2. The proposal will be considered by the MCNCA science coordinator for completeness. The coordinator will consult with staff specialists, as appropriate, to determine if the proposal is:

a. Complete;

b. Conforms to the MCNCA Science Guidelines (including all relevant laws and regulations);

c. Conforms to the MCNCA Resource Management Plan;

d. Meets the MCNCA scientific mission.

3. The science coordinator will brief the MCNCA manager on the review of the science proposal. Subsequently, the MCNCA manager (or the manager's designee) will grant or deny authorization to conduct the scientific investigation.

4. If a proposal is denied authorization:

a. A letter of denial will be provided to the scientist and will include justification for the denial.

5. If a proposal is granted authorization:

a. A determination will be made as to what, if any, NEPA analysis is necessary.

b. A letter of authorization will be provided to the scientist, signed by the MCNCA manager (or the manager's designee). The authorization may include stipulations such as NEPA analysis requirements, time limits, geographic limits, reporting requirements, and public outreach requirements.

c. The proposal will be added to an internal tracking document of on-going scientific investigations in MCNCA, accessible by all MCNCA staff.

d. Reporting requirements for all scientific investigations will require:

i. Progress reports (at least annually), filed with the science coordinator;

1. Progress reports should include status of the investigation and preliminary findings when possible.

ii. Final reports, filed with the science coordinator;

1. Final reports should include:

a. Research background and results;

b. Discussion of the results including how the results are relevant to the NLCS unit and potential management decisions;

c. A summary of the public outreach effort if appropriate;

d. Raw data where appropriate; and, 

e. Electronic copies of any published papers resulting from the scientific investigation.

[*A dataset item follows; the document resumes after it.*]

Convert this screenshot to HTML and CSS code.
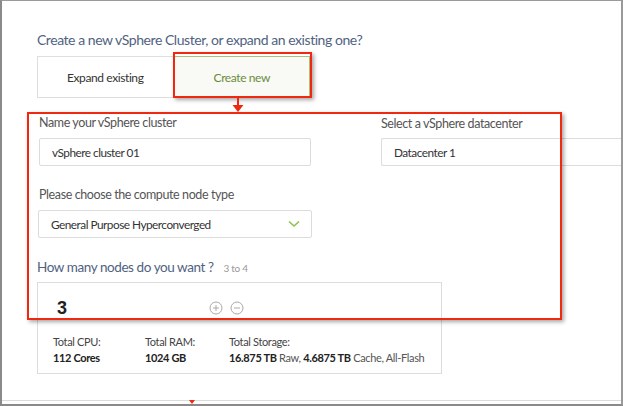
FILE: index.html
```html
<!DOCTYPE html>
<html>
<head>
<meta charset="utf-8">
<link rel="stylesheet" href="styles.css">
</head>
<body>
<div class="frame">
  <div class="content">
    <h1 class="title">Create a new vSphere Cluster, or expand an existing one?</h1>
    <div class="tabs">
      <div class="tab">Expand existing</div>
      <div class="tab tab-active">Create new</div>
    </div>
    <div class="form">
      <div class="field field-name">
        <label class="label">Name your vSphere cluster</label>
        <div class="input">vSphere cluster 01</div>
      </div>
      <div class="field field-dc">
        <label class="label">Select a vSphere datacenter</label>
        <div class="input input-wide">Datacenter 1</div>
      </div>
      <div class="field field-type">
        <label class="label">Please choose the compute node type</label>
        <div class="input select">
          <span>General Purpose Hyperconverged</span>
          <svg class="chev" width="12" height="8" viewBox="0 0 12 8"><path d="M1 1.5 L6 6 L11 1.5" fill="none" stroke="#8dc24a" stroke-width="1.6"/></svg>
        </div>
      </div>
    </div>
    <div class="nodes-head">
      <span class="nodes-q">How many nodes do you want ?</span>
      <span class="nodes-range">3 to 4</span>
    </div>
    <div class="nodes-box">
      <div class="count-row">
        <span class="count">3</span>
        <div class="steppers">
          <svg width="14" height="14" viewBox="0 0 14 14"><circle cx="7" cy="7" r="6" fill="none" stroke="#aaa" stroke-width="1"/><path d="M4 7 H10 M7 4 V10" stroke="#aaa" stroke-width="1"/></svg>
          <svg width="14" height="14" viewBox="0 0 14 14"><circle cx="7" cy="7" r="6" fill="none" stroke="#aaa" stroke-width="1"/><path d="M4 7 H10" stroke="#aaa" stroke-width="1"/></svg>
        </div>
      </div>
      <div class="stats">
        <div class="stat stat-cpu">
          <div class="stat-label">Total CPU:</div>
          <div class="stat-value"><b>112 Cores</b></div>
        </div>
        <div class="stat stat-ram">
          <div class="stat-label">Total RAM:</div>
          <div class="stat-value"><b>1024 GB</b></div>
        </div>
        <div class="stat">
          <div class="stat-label">Total Storage:</div>
          <div class="stat-value"><b>16.875 TB</b> Raw, <b>4.6875 TB</b> Cache, All-Flash</div>
        </div>
      </div>
    </div>
  </div>
  <div class="bottom-line"></div>

  <div class="hl hl-tab"></div>
  <div class="hl hl-form"></div>
  <svg class="arrow" width="14" height="18" viewBox="0 0 14 18"><path d="M7 0 V9" stroke="#f0280f" stroke-width="2"/><path d="M1.5 8 L12.5 8 L7 15 Z" fill="#f0280f"/></svg>
  <svg class="tick" width="6" height="5" viewBox="0 0 6 5"><path d="M0 0 H6 L3 4 Z" fill="#f0280f"/></svg>
</div>
</body>
</html>
```

FILE: styles.css
```css
* { box-sizing: border-box; }
html, body { margin: 0; padding: 0; background: #fff; }
body { font-family: Lato, "Open Sans", sans-serif; color: #444; }

.frame {
  position: relative;
  width: 623px;
  height: 406px;
  overflow: hidden;
  border-top: 1px solid #9a9a9a;
  border-left: 2px solid #8a8a8a;
  border-right: 2px solid #9a9a9a;
  border-bottom: 2px solid #8a8a8a;
}

.content {
  padding: 31px 0 0 35px;
  height: 399px;
}

.title {
  margin: 0;
  font-size: 14px;
  letter-spacing: -0.45px;
  line-height: 16px;
  font-weight: 400;
  color: #51627f;
}

.tabs {
  display: flex;
  margin-top: 8px;
  width: 273px;
  height: 42px;
}
.tab {
  flex: 1;
  display: flex;
  align-items: center;
  justify-content: center;
  border: 1px solid #dedede;
  font-size: 12px;
  letter-spacing: -0.4px;
  color: #333;
}
.tab-active {
  border-color: #a6c17e;
  background: #f9f9f6;
  color: #6a8c3a;
}

.form {
  display: grid;
  grid-template-columns: 272px 300px;
  column-gap: 70px;
  row-gap: 22px;
  margin-top: 18px;
  margin-left: 2px;
}
.field-type { grid-column: 1; }
.label {
  display: block;
  font-size: 12.5px;
  letter-spacing: -0.4px;
  line-height: 14px;
  color: #555;
  margin-bottom: 8px;
}
.field-dc .label { position: relative; top: 1px; }
.input {
  height: 28px;
  border: 1px solid #dcdcdc;
  border-radius: 2px;
  padding-left: 12px;
  display: flex;
  align-items: center;
  font-size: 11.8px;
  letter-spacing: -0.5px;
  color: #333;
}
.input-wide { width: 260px; border-right: none; }
.select {
  justify-content: space-between;
  padding-right: 11px;
  margin-left: -1px;
  width: 274px;
}
.chev { display: block; }

.nodes-head {
  margin-top: 21px;
  display: flex;
  align-items: baseline;
  gap: 10px;
  line-height: 16px;
}
.nodes-q {
  font-size: 13.5px;
  letter-spacing: -0.42px;
  color: #51627f;
}
.nodes-range {
  font-size: 10px;
  letter-spacing: -0.3px;
  color: #999;
}

.nodes-box {
  margin-top: 6px;
  width: 405px;
  height: 92px;
  border: 1px solid #dcdcdc;
  padding: 0 0 0 15px;
}
.count-row {
  display: flex;
  align-items: center;
  height: 50px;
}
.count {
  font-family: "Liberation Sans", Arial, sans-serif;
  font-weight: 700;
  font-size: 18px;
  color: #222;
  margin-left: 4px;
  width: 152px;
}
.steppers {
  display: flex;
  gap: 7px;
}
.steppers svg { display: block; }

.stats {
  display: flex;
  margin-top: 1px;
}
.stat { font-size: 11px; letter-spacing: -0.35px; line-height: 16px; color: #444; white-space: nowrap; }
.stat-cpu { width: 92px; }
.stat-ram { width: 84px; }
.stat-value b { color: #222; font-weight: 700; }
.stat-value { color: #555; }

.bottom-line {
  height: 1px;
  background: #dcdcdc;
}

.hl {
  position: absolute;
  border: 2px solid #f0280f;
  box-shadow: 2px 2px 4px rgba(0,0,0,0.35);
}
.hl-tab { left: 171px; top: 51px; width: 139px; height: 46px; }
.hl-form { left: 25px; top: 111px; width: 535px; height: 208px; }
.arrow { position: absolute; left: 229px; top: 96px; }
.tick { position: absolute; left: 187px; top: 399px; }
```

iii. Manager's summary report.

1. Manager's summary reports are brief presentations (in any appropriate format) of research results to BLM managers, which ensure that:

a. Management questions are answered;

b. Managers have a full understanding of scientific findings; and,

c. Managers can incorporate these findings in their management decisions.

iv. If results of research are not sensitive material (for example some cultural and paleontological studies), a public outreach component.

6. The authorization is routed to MCNCA and GJFO staff.

a. Copies of the authorization will be made available to BLM staff, for example on the shared drive.

b. Short descriptions of ongoing research will be made available to the general public, for example on the MCNCA web page.

i. Sensitive topics, for example location of specific cultural or paleontological sites, should be excluded from public information for protection of resources.

7. Research is initiated.

a. Research must be conducted according to the stipulations outlined in the authorization.

8. Research is completed, and final report is filed with the science coordinator.